We only wonder if it has been published under a creative commons licence.

Always Online?

We first had WiFi hot spot and networks in hotels, cafes and city centres. We then had the dongle, a USB stick with a WiFi modem that enable everyone to connect to their laptops to broadband services on the move. We had the take up of Smartphones and 3G services.

We now have mobile and IT companies working together to creating laptop devices that would be able to connect to WiFi broadband without even a dongle. The companies include Dell, Toshiba, Microsoft, Vodafone, T-Mobile and Ericsson. It means that any devices that has the service mark will be able to access the mobile broadband immediately after purchase.

The first notebook computers with mobile broadband inside will be ready in 91 countries across the world before the end of the year. Now that may be an attractive Xmas present!

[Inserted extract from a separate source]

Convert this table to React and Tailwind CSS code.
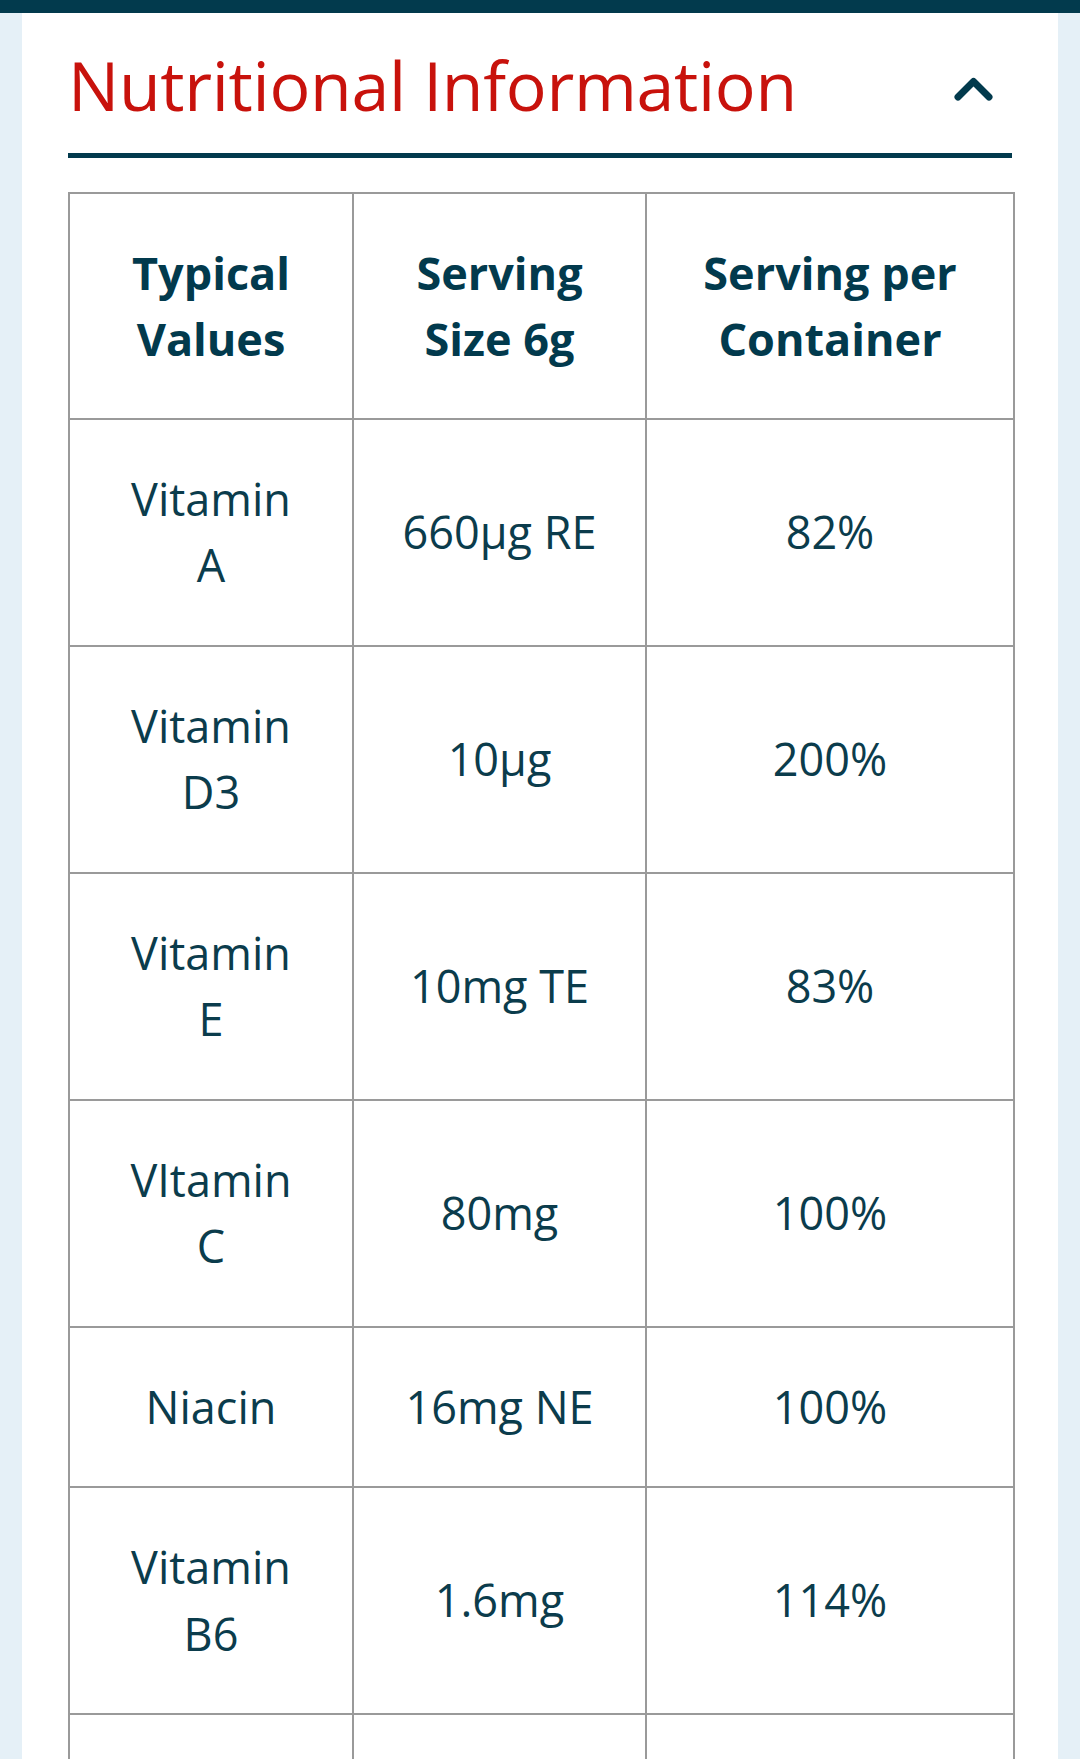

The move may conflict with others such as Google backed Wimax, but WiFi out of the box has a real appeal and enables mass adoption by its very presence.
So we come back to what we have asked many times and will continue to ask. Why download files that may only have a limited life support system to devices that in the case of ebooks are clearly transient when you can be connected to anywhere at anytime? Online content is surely the ultimate goal. You log on with whatever device you choose, read, bookmark, annotate and the security and control is no longer in the device but at the center. No more clunky and restrictive DRM!

We wonder if the Kindle will have a new service mark and even whether Amazon will eventually sell online services.